Conclusion: The ITAT Delhi’s decision in the Identity Wellness Centre case serves as a precedent highlighting the importance of fair market value disputes. The tribunal’s deletion of the penalty under section 271(1)(c) emphasizes the need for a justifiable basis for penalty imposition. In cases where there is a difference in perception between the taxpayer and the tax authority, and the issue is debatable, the automatic assumption of concealment may not be justified. This case underscores the significance of thorough examination and proper reasoning in penalty proceedings, ensuring a fair and just outcome.
FULL TEXT OF THE ORDER OF ITAT DELHI
The captioned appeal has been filed at the instance of the assessee against the imposition of penalty under section 271(1)(c) of the Income Tax Act, 1961 (the Act) amounting to Rs.28,43,574/- concerning Assessment Year 2015-16. The order of CIT(A) dated 07.06.2023 arising from penalty order under section 271(1)(c) of the Act dated 02.07.2018 is under challenge in the captioned appeal.
2. When the matter was called for hearing, none attended for the assessee. It is seen from the record that assessee has sought adjournment time and again which was liberally granted by the Tribunal. The assessee once again moved adjournment letter dated 15.11.2023 seeking adjournment yet again. Owing to repeated request for adjournments as a matter of course, the adjournment was declined and matter fixed for hearing on 15.11.2023 was again re-fixed for today in the interest of justice. None attended for the assessee. The matter was accordingly proceeded ex parte.
3. On perusal of the penalty order passed under section 271(1)(c) of the Act, it is seen that the Assessing Officer disputed the ‘fair market value’ of share premium received on share subscription by taking recourse to section 56(2)(viib) of the Act. The assessee, in the course of the assessment, asserted that fair market value has been determined under Rule 11UA of the Income Tax Rules, 1962 and such valuation is duly supported by the valuation report. The Assessing Officer however, frowned upon the fair market value and observed that the assessee has received excessive premium on issue of shares to the extent of Rs.92,02,506/-. The Assessing Officer thus alleged ‘concealment of income’ to the aforesaid extent in the assessment order and proceeded to impose penalty under section 271(1)(c) of the Act. Pertinently, the AO however imposed penalty alleging default towards furnishing of ‘inaccurate particulars of income’. The CIT(A) in the first appeal affirmed the action of the AO on the premise of ‘furnishing of inaccurate particulars of income’.

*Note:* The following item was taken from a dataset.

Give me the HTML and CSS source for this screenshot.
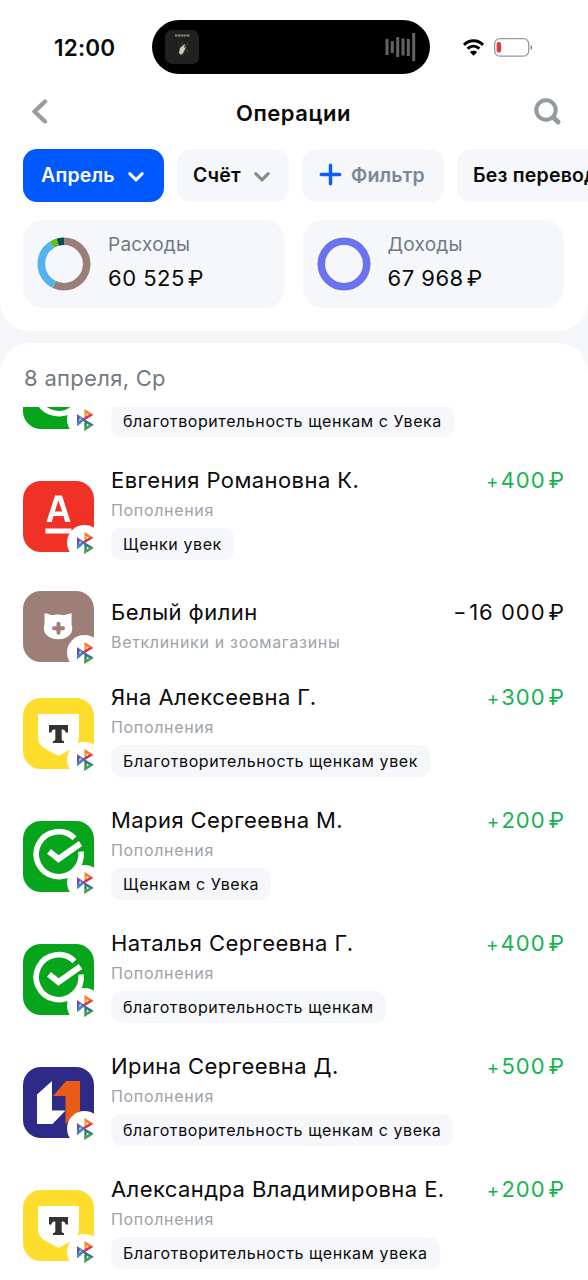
FILE: index.html
```
<!DOCTYPE html>
<html lang="ru">
<head>
<meta charset="utf-8">
<title>Операции</title>
<link rel="stylesheet" href="styles.css">
</head>
<body>
<svg class="defs" width="0" height="0">
  <symbol id="sbp" viewBox="0 0 18 22">
    <path d="M1 5v12l3.5-2.6V8.1z" fill="#6b4fa0"/>
    <path d="M1 17l8-6-3.600-1.800L1 13z" fill="#3f86c8"/>
    <path d="M1 5l8 5.6 8.5 5-3.6 2.4z" fill="#4a67b2"/>
    <path d="M8.4 0v10.6l3-1.4V4z" fill="#f0a33a"/>
    <path d="M8.4 0l9.3 5.7h-4.700l-3.3-1.700z" fill="#ee7a2c"/>
    <path d="M17.7 5.7L8.4 11.3l-1.6-1.6 6.200-4.500z" fill="#dc2b4d"/>
    <path d="M8.4 11v11l2.800-4.2v-4.800z" fill="#23806a"/>
    <path d="M8.4 22l9.3-6-4.700-.6-4 2.2z" fill="#3fa548"/>
    <path d="M3.300 9.300v2.800l1.900-1.400z" fill="#e8e9ff"/>
    <path d="M10.700 4.300v2.800l2.400-1.400z" fill="#fff0e5"/>
    <path d="M10.700 14.600v2.800l2.400-1.400z" fill="#e5f6e5"/>
  </symbol>
  <symbol id="sber" viewBox="0 0 71 71">
    <rect width="71" height="71" fill="#06a51b"/>
    <path d="M51.5 17.2A22.5 22.5 0 1 0 58 30.500" fill="none" stroke="#fff" stroke-width="5.600"/>
    <path d="M26 30.300l9.500 7.600L57.500 22.500" fill="none" stroke="#fff" stroke-width="6"/>
  </symbol>
  <symbol id="tbank" viewBox="0 0 71 71">
    <rect width="71" height="71" fill="#ffdd2d"/>
    <path d="M15 16h41v22c0 6-2 9-6 12L35.500 58 21 50c-4-3-6-6-6-12z" fill="#fff"/>
    <path d="M26 27h19v7.500h-2.500c-.3-2-1-3-3-3h-.8v9.500c0 1.500.8 2 2.300 2V45H30v-2c1.500 0 2.300-.5 2.300-2v-9.500h-.8c-2 0-2.700 1-3 3H26z" fill="#333"/>
  </symbol>
  <symbol id="alfa" viewBox="0 0 71 71">
    <rect width="71" height="71" fill="#f03226"/>
    <path fill-rule="evenodd" d="M32 14.500h7L47.500 41h-5.300l-1.700-6h-10l-1.800 6h-5.200zM35.500 19.500L31.800 30.500h7.400z" fill="#fff"/>
    <rect x="22.500" y="47.500" width="26" height="5" fill="#fff"/>
  </symbol>
  <symbol id="vet" viewBox="0 0 71 71">
    <rect width="71" height="71" fill="#9d7f77"/>
    <path d="M21.500 23.300c0-1 .8-1.300 1.600-.9l6.200 1.900c3.800-1.200 8-1.200 11.600 0l6.100-1.900c.9-.4 1.600 0 1.600.9v10.200c2.600 7.500-2.300 14.800-13.300 14.800S18.800 41 21.500 33.500z" fill="#fff"/>
    <path d="M35.500 32.700v9M31 37.200h9" stroke="#9d7f77" stroke-width="4" stroke-linecap="round"/>
  </symbol>
  <symbol id="psb" viewBox="0 0 71 71">
    <rect width="71" height="71" fill="#2d2b87"/>
    <path d="M14 27.500L29 14v29.500h13.500L29.500 57H14z" fill="#fff"/>
    <path d="M43 14h14v30L42.500 57V29H30z" fill="#ea5b16"/>
  </symbol>
</svg>

<main class="screen">
  <section class="top">
    <div class="status">
      <span class="time">12:00</span>
      <div class="island">
        <svg class="cover" viewBox="0 0 34 34">
          <rect width="34" height="34" rx="7" fill="#20201f"/>
          <path d="M10 5.500h15" stroke="#85857f" stroke-width="2" stroke-dasharray="2.500 .4"/>
          <path d="M12 14l4 4-4 6 5-3 1 6 2-6 5 2-4-5 3-6-5 3-2-4-1 5z" fill="#39372a"/>
          <path d="M14 23l1-5 5-4-1 4 2-1-3 6-2 2z" fill="#d0cbb5"/>
        </svg>
        <svg class="wave" viewBox="0 0 32 28">
          <path d="M3 6v16M8.300 8v12M13.700 4v20M19 5.500v17M24.300 6v17M29.700 0v28" stroke="#64635f" stroke-width="3"/>
        </svg>
      </div>
      <svg class="wifi" viewBox="0 0 23 18">
        <path d="M2 6.800c5.500-5.300 13.500-5.300 19 0M5.600 10.700c3.500-3.300 8.300-3.300 11.800 0" fill="none" stroke="#000" stroke-width="3"/>
        <path d="M11.500 17.800l-3.700-3.700c2.200-1.900 5.200-1.900 7.400 0z"/>
      </svg>
      <svg class="battery" viewBox="0 0 39 19">
        <rect x=".7" y=".7" width="34" height="17.400" rx="5" fill="#fff" stroke="#999" stroke-width="1.300"/>
        <rect x="2.700" y="4" width="4.300" height="10.500" rx="1.800" fill="#ef3038"/>
        <path d="M36.700 7v5c2-1 2-4 0-5z" fill="#777"/>
      </svg>
    </div>

    <header class="nav">
      <svg class="back" viewBox="0 0 17 25"><path d="M14 2.500L3.500 12.500 14 22.500" fill="none" stroke="#999da2" stroke-width="4.400" stroke-linecap="round" stroke-linejoin="round"/></svg>
      <h1 class="title">Операции</h1>
      <svg class="search" viewBox="0 0 28 28"><circle cx="12" cy="12" r="9.700" fill="none" stroke="#929ba1" stroke-width="4"/><path d="M19.500 19.500l4.500 4.500" stroke="#929ba1" stroke-width="5" stroke-linecap="round"/></svg>
    </header>

    <div class="chips">
      <div class="chip chip-active"><span>Апрель</span><svg class="chev" viewBox="0 0 16 12"><path d="M2.500 3L8 8.500 13.500 3" fill="none" stroke="currentColor" stroke-width="2.700" stroke-linecap="round" stroke-linejoin="round"/></svg></div>
      <div class="chip chip-account"><span>Счёт</span><svg class="chev chev-grey" viewBox="0 0 16 12"><path d="M2.500 3L8 8.500 13.500 3" fill="none" stroke="currentColor" stroke-width="2.700" stroke-linecap="round" stroke-linejoin="round"/></svg></div>
      <div class="chip chip-filter"><svg class="plus" viewBox="0 0 20 20"><path d="M10 2v16M2 10h16" stroke="#0a5cff" stroke-width="3" stroke-linecap="round"/></svg><span>Фильтр</span></div>
      <div class="chip chip-last"><span>Без переводов</span></div>
    </div>

    <div class="cards">
      <div class="card">
        <svg class="ring" viewBox="0 0 54 54">
          <g fill="none" stroke-width="7.600" transform="rotate(-90 27 27)">
            <circle cx="27" cy="27" r="22.700" stroke="#9a7f78" pathLength="100" stroke-dasharray="57 100"/>
            <circle cx="27" cy="27" r="22.700" stroke="#54b2ee" pathLength="100" stroke-dasharray="34 100" stroke-dashoffset="-57"/>
            <circle cx="27" cy="27" r="22.700" stroke="#5cbf24" pathLength="100" stroke-dasharray="4.500 100" stroke-dashoffset="-91"/>
            <circle cx="27" cy="27" r="22.700" stroke="#124a4b" pathLength="100" stroke-dasharray="4.500 100" stroke-dashoffset="-95.500"/>
          </g>
        </svg>
        <div class="sums"><span class="label">Расходы</span><span class="sum">60 525<i class="rub">₽</i></span></div>
      </div>
      <div class="card">
        <svg class="ring" viewBox="0 0 54 54"><circle cx="27" cy="27" r="22.700" fill="none" stroke="#6a73e9" stroke-width="7.600"/></svg>
        <div class="sums"><span class="label">Доходы</span><span class="sum">67 968<i class="rub">₽</i></span></div>
      </div>
    </div>
  </section>

  <section class="feed">
    <h2 class="date">8 апреля, Ср</h2>
    <div class="viewport">
      <div class="list">
        <article class="row">
          <div class="avatar"><svg class="logo"><use href="#sber"/></svg><span class="badge"><svg class="sbp"><use href="#sbp"/></svg></span></div>
          <div class="info"><span class="name"></span><span class="kind"></span><span class="note">благотворительность щенкам с Увека</span></div>
        </article>
        <article class="row">
          <div class="avatar"><svg class="logo"><use href="#alfa"/></svg><span class="badge"><svg class="sbp"><use href="#sbp"/></svg></span></div>
          <div class="info"><span class="name">Евгения Романовна К.</span><span class="kind">Пополнения</span><span class="note">Щенки увек</span></div>
          <div class="amount income"><i class="sign">+</i>400<i class="rub">₽</i></div>
        </article>
        <article class="row row-short">
          <div class="avatar"><svg class="logo"><use href="#vet"/></svg><span class="badge"><svg class="sbp"><use href="#sbp"/></svg></span></div>
          <div class="info"><span class="name">Белый филин</span><span class="kind">Ветклиники и зоомагазины</span></div>
          <div class="amount"><i class="sign minus">-</i>16 000<i class="rub">₽</i></div>
        </article>
        <article class="row">
          <div class="avatar"><svg class="logo"><use href="#tbank"/></svg><span class="badge"><svg class="sbp"><use href="#sbp"/></svg></span></div>
          <div class="info"><span class="name">Яна Алексеевна Г.</span><span class="kind">Пополнения</span><span class="note">Благотворительность щенкам увек</span></div>
          <div class="amount income"><i class="sign">+</i>300<i class="rub">₽</i></div>
        </article>
        <article class="row">
          <div class="avatar"><svg class="logo"><use href="#sber"/></svg><span class="badge"><svg class="sbp"><use href="#sbp"/></svg></span></div>
          <div class="info"><span class="name">Мария Сергеевна М.</span><span class="kind">Пополнения</span><span class="note">Щенкам с Увека</span></div>
          <div class="amount income"><i class="sign">+</i>200<i class="rub">₽</i></div>
        </article>
        <article class="row">
          <div class="avatar"><svg class="logo"><use href="#sber"/></svg><span class="badge"><svg class="sbp"><use href="#sbp"/></svg></span></div>
          <div class="info"><span class="name">Наталья Сергеевна Г.</span><span class="kind">Пополнения</span><span class="note">благотворительность щенкам</span></div>
          <div class="amount income"><i class="sign">+</i>400<i class="rub">₽</i></div>
        </article>
        <article class="row">
          <div class="avatar"><svg class="logo"><use href="#psb"/></svg><span class="badge"><svg class="sbp"><use href="#sbp"/></svg></span></div>
          <div class="info"><span class="name">Ирина Сергеевна Д.</span><span class="kind">Пополнения</span><span class="note">благотворительность щенкам с увека</span></div>
          <div class="amount income"><i class="sign">+</i>500<i class="rub">₽</i></div>
        </article>
        <article class="row">
          <div class="avatar"><svg class="logo"><use href="#tbank"/></svg><span class="badge"><svg class="sbp"><use href="#sbp"/></svg></span></div>
          <div class="info"><span class="name">Александра Владимировна Е.</span><span class="kind">Пополнения</span><span class="note">Благотворительность щенкам увека</span></div>
          <div class="amount income"><i class="sign">+</i>200<i class="rub">₽</i></div>
        </article>
      </div>
    </div>
  </section>
</main>
</body>
</html>
```
FILE: styles.css
```
* { box-sizing: border-box; }
html, body { margin: 0; height: 1280px; overflow: hidden; }
body { background: #f5f6fa; font-family: Inter, "Noto Sans", sans-serif; color: #0b0b0c; }
i { font-style: normal; }
svg { display: block; flex: none; }
.defs { position: absolute; }
.screen { width: 588px; height: 1280px; display: flex; flex-direction: column; gap: 12px; overflow: hidden; }

.top { height: 331px; flex: none; background: #fff; border-radius: 0 0 30px 30px; overflow: hidden; }
.status { height: 94px; display: flex; align-items: center; padding-left: 54px; }
.time { width: 98px; font-size: 22.500px; font-weight: 600; letter-spacing: .2px; line-height: 28px; padding-top: 1px; }
.island { width: 278px; height: 54px; border-radius: 27px; background: #000; display: flex; align-items: center; justify-content: space-between; padding: 0 14px 0 13px; }
.cover { width: 34px; height: 34px; }
.wave { width: 32px; height: 28px; }
.wifi { width: 23px; height: 18px; margin-left: 32px; }
.battery { width: 39px; height: 19px; margin-left: 9px; }

.nav { height: 55px; display: flex; align-items: center; justify-content: space-between; padding: 0 26px 0 31px; }
.back { width: 17px; height: 25px; margin-top: -21px; }
.title { margin: -18px 0 0 5px; font-size: 22px; font-weight: 600; letter-spacing: .55px; line-height: 28px; }
.search { width: 28px; height: 28px; margin-top: -20px; }

.chips { display: flex; gap: 13px; padding-left: 23px; }
.chip { height: 53px; flex: none; display: flex; align-items: center; border-radius: 14px; background: #f5f7fa; font-size: 19.500px; font-weight: 600; letter-spacing: .2px; padding: 0 16px 2px; white-space: nowrap; }
.chip-active { width: 141px; padding-left: 18px; background: #0059ff; color: #fff; }
.chip-account { width: 112px; }
.chip-filter { width: 142px; padding-left: 17px; color: #7d8796; }
.chip-last { width: 180px; }
.chev { width: 18px; height: 14px; margin: 5px 0 0 12px; }
.chev-grey { color: #858990; }
.plus { width: 23px; height: 23px; margin-right: 9px; }

.cards { display: flex; gap: 18px; padding: 18px 24px 0 23px; }
.card { flex: 1; height: 88px; border-radius: 20px; background: #f5f7fa; display: flex; align-items: center; gap: 17px; padding-left: 14px; }
.ring { width: 54px; height: 54px; }
.sums { display: flex; flex-direction: column; margin-top: -5px; }
.label { font-size: 19px; letter-spacing: .25px; line-height: 33px; color: #6f7a86; }
.sum { font-size: 22px; letter-spacing: .5px; line-height: 34px; }
.rub { margin-left: 3px; letter-spacing: 0; }

.feed { flex: 1; min-height: 0; background: #fff; border-radius: 30px 30px 0 0; display: flex; flex-direction: column; }
.date { height: 64px; flex: none; margin: 0; padding: 19px 24px 0; font-size: 22px; letter-spacing: .3px; line-height: 32px; font-weight: 400; color: #737a81; }
.viewport { flex: 1; min-height: 0; overflow: hidden; }
.list { margin-top: -74px; }
.row { height: 123px; display: flex; padding: 0 24px 0 23px; }
.avatar { position: relative; width: 71px; height: 71px; margin: 25px 17px 0 0; flex: none; }
.logo { width: 71px; height: 71px; border-radius: 18px; }
.badge { position: absolute; left: 44px; top: 44px; width: 35px; height: 35px; border-radius: 50%; background: #fff; display: flex; align-items: center; justify-content: center; }
.sbp { width: 18px; height: 22px; }
.info { flex: 1; display: flex; flex-direction: column; align-items: flex-start; padding-top: 8px; white-space: nowrap; }
.name { height: 32px; font-size: 22px; letter-spacing: .42px; line-height: 32px; }
.kind { height: 28px; font-size: 16px; letter-spacing: .67px; line-height: 28px; color: #9da3a9; }
.note { height: 32px; margin-top: 4px; padding: 0 12px; border-radius: 10px; background: #f5f7fa; font-size: 16px; letter-spacing: .58px; line-height: 32px; }
.amount { padding-top: 8px; font-size: 22px; letter-spacing: 1px; line-height: 32px; white-space: nowrap; }
.income { color: #17b352; }
.sign { margin-right: 1px; font-size: 19px; }
.minus { display: inline-block; transform: scaleX(1.300); margin-right: 3px; font-size: 22px; }
.row-short { height: 94px; }
.row-short .avatar { margin-top: 12px; }
.row-short .info, .row-short .amount { padding-top: 17px; }
```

4. I such backdrop, I see a little justification in the imposition of penalty. Firstly, the Assessing Officer has displaced the fair market value which was supported by valuation report. While the AO may possibly be right in making additions on the contour of section 56(2)(viib) of the Act in the given facts, such addition would not automatically lead to assumption of concealment alleged by the AO in the assessment order. The addition in the instant case is owing to variation in the perception of the valuer and that of Assessing Officer. The issue is apparently debatable to the core and no malafide intent can be imputed per se. Such addition could not be the basis for presence of culpability. Secondly, Assessing Officer has alleged ‘concealment of particulars of income’ in the assessment order which satisfaction derived is contrary to the facts on record. The assessee in the course of the assessment has provided the valuation report giving rise to the basis for determination of fair market value. Thus it is difficult to comprehend any concealment of particulars. The satisfaction under section 271(1B) of the Act drawn by the AO in the course of assessment is clearly unfounded.
5. Besides, the AO has modified the basis for imposition of penalty from original allegation of concealment of income to “furnishing inaccurate particulars of income” in the course of penalty proceedings. Such act is also not tenable. Likewise, the CIT(A) is also not entitled in law to confirm the action of the AO de horse the satisfaction drawn in the course of assessment. On this count also, imposition of penalty fails.
6. Thus seen from any angle, the imposition of penalty under section 271(1)(c) of the Act in the present set of circumstances is unsustainable in law.
7. I thus set aside the first appellate order and direct the AO to reverse and cancel the penalty.
8. In the result, appeal of assessee is allowed ex parte.